((
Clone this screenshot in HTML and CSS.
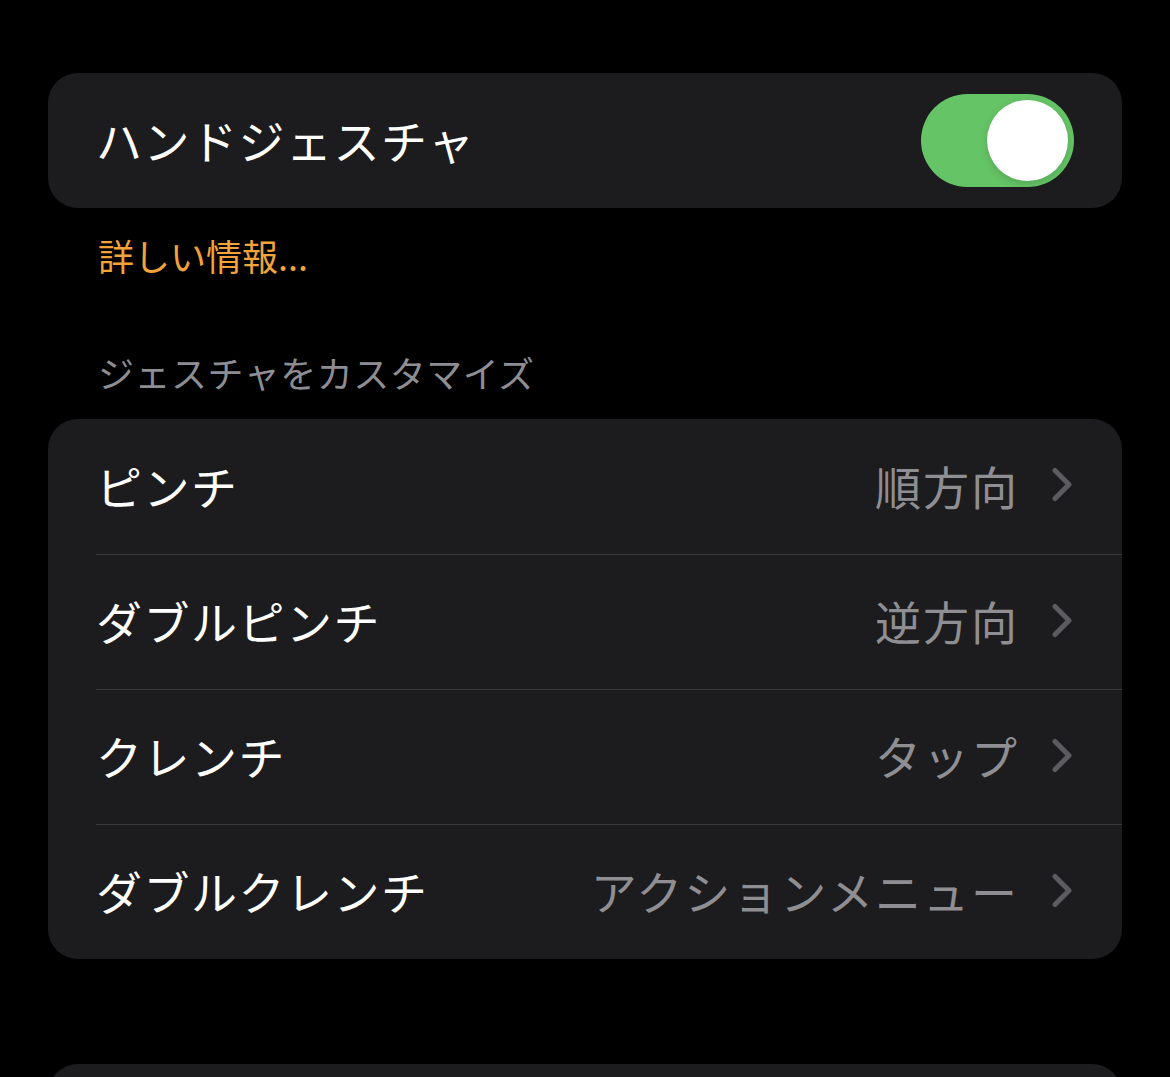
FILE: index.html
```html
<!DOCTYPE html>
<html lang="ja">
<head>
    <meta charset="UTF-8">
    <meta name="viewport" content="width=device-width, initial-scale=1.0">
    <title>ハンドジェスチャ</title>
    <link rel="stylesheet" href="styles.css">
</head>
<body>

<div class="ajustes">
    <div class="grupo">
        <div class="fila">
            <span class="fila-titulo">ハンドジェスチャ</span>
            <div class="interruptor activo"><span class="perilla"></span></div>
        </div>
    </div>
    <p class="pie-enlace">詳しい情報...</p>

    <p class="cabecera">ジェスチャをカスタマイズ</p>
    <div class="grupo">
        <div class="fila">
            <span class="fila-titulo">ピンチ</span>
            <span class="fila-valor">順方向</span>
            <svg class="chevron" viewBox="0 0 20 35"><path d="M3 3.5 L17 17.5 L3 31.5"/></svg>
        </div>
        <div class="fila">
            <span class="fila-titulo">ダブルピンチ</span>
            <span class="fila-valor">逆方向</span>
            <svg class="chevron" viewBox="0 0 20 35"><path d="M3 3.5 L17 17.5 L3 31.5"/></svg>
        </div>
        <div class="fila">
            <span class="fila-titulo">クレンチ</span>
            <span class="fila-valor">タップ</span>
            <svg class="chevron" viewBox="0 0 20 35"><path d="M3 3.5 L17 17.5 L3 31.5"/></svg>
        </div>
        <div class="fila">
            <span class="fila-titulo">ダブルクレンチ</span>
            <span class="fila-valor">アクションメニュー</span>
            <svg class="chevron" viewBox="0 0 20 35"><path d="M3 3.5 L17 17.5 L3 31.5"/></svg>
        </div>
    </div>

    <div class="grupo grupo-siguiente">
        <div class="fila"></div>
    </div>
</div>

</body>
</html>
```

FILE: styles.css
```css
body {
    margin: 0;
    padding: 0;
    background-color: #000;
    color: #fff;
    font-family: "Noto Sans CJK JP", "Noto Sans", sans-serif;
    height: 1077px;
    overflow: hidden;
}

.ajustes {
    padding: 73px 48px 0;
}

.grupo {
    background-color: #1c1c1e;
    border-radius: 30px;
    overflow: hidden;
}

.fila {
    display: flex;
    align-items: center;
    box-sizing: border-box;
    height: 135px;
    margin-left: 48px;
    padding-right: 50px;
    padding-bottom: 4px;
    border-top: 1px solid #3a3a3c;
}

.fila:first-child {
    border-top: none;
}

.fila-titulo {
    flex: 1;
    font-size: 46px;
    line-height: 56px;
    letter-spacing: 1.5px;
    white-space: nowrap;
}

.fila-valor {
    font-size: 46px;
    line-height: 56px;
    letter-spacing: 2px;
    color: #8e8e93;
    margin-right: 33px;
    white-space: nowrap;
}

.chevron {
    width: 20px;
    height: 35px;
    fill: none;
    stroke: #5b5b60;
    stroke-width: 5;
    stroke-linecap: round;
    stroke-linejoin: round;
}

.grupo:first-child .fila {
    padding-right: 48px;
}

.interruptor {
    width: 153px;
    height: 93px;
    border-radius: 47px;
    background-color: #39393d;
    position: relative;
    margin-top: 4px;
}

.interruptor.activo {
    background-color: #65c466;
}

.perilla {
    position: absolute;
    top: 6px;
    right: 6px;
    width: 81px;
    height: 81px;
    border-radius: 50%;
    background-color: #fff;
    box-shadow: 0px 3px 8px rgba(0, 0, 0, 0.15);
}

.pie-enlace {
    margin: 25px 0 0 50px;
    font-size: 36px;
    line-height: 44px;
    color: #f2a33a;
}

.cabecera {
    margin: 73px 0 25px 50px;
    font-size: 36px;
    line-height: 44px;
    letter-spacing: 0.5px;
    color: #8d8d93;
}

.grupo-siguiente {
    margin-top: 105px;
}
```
))
Repeat the material verbatim. Do not carry over any picture.

**COMPLETE ANSWER:**
Clone this screenshot in HTML and CSS.
FILE: index.html
```html
<!DOCTYPE html>
<html lang="ja">
<head>
    <meta charset="UTF-8">
    <meta name="viewport" content="width=device-width, initial-scale=1.0">
    <title>ハンドジェスチャ</title>
    <link rel="stylesheet" href="styles.css">
</head>
<body>

<div class="ajustes">
    <div class="grupo">
        <div class="fila">
            <span class="fila-titulo">ハンドジェスチャ</span>
            <div class="interruptor activo"><span class="perilla"></span></div>
        </div>
    </div>
    <p class="pie-enlace">詳しい情報...</p>

    <p class="cabecera">ジェスチャをカスタマイズ</p>
    <div class="grupo">
        <div class="fila">
            <span class="fila-titulo">ピンチ</span>
            <span class="fila-valor">順方向</span>
            <svg class="chevron" viewBox="0 0 20 35"><path d="M3 3.5 L17 17.5 L3 31.5"/></svg>
        </div>
        <div class="fila">
            <span class="fila-titulo">ダブルピンチ</span>
            <span class="fila-valor">逆方向</span>
            <svg class="chevron" viewBox="0 0 20 35"><path d="M3 3.5 L17 17.5 L3 31.5"/></svg>
        </div>
        <div class="fila">
            <span class="fila-titulo">クレンチ</span>
            <span class="fila-valor">タップ</span>
            <svg class="chevron" viewBox="0 0 20 35"><path d="M3 3.5 L17 17.5 L3 31.5"/></svg>
        </div>
        <div class="fila">
            <span class="fila-titulo">ダブルクレンチ</span>
            <span class="fila-valor">アクションメニュー</span>
            <svg class="chevron" viewBox="0 0 20 35"><path d="M3 3.5 L17 17.5 L3 31.5"/></svg>
        </div>
    </div>

    <div class="grupo grupo-siguiente">
        <div class="fila"></div>
    </div>
</div>

</body>
</html>
```

FILE: styles.css
```css
body {
    margin: 0;
    padding: 0;
    background-color: #000;
    color: #fff;
    font-family: "Noto Sans CJK JP", "Noto Sans", sans-serif;
    height: 1077px;
    overflow: hidden;
}

.ajustes {
    padding: 73px 48px 0;
}

.grupo {
    background-color: #1c1c1e;
    border-radius: 30px;
    overflow: hidden;
}

.fila {
    display: flex;
    align-items: center;
    box-sizing: border-box;
    height: 135px;
    margin-left: 48px;
    padding-right: 50px;
    padding-bottom: 4px;
    border-top: 1px solid #3a3a3c;
}

.fila:first-child {
    border-top: none;
}

.fila-titulo {
    flex: 1;
    font-size: 46px;
    line-height: 56px;
    letter-spacing: 1.5px;
    white-space: nowrap;
}

.fila-valor {
    font-size: 46px;
    line-height: 56px;
    letter-spacing: 2px;
    color: #8e8e93;
    margin-right: 33px;
    white-space: nowrap;
}

.chevron {
    width: 20px;
    height: 35px;
    fill: none;
    stroke: #5b5b60;
    stroke-width: 5;
    stroke-linecap: round;
    stroke-linejoin: round;
}

.grupo:first-child .fila {
    padding-right: 48px;
}

.interruptor {
    width: 153px;
    height: 93px;
    border-radius: 47px;
    background-color: #39393d;
    position: relative;
    margin-top: 4px;
}

.interruptor.activo {
    background-color: #65c466;
}

.perilla {
    position: absolute;
    top: 6px;
    right: 6px;
    width: 81px;
    height: 81px;
    border-radius: 50%;
    background-color: #fff;
    box-shadow: 0px 3px 8px rgba(0, 0, 0, 0.15);
}

.pie-enlace {
    margin: 25px 0 0 50px;
    font-size: 36px;
    line-height: 44px;
    color: #f2a33a;
}

.cabecera {
    margin: 73px 0 25px 50px;
    font-size: 36px;
    line-height: 44px;
    letter-spacing: 0.5px;
    color: #8d8d93;
}

.grupo-siguiente {
    margin-top: 105px;
}
```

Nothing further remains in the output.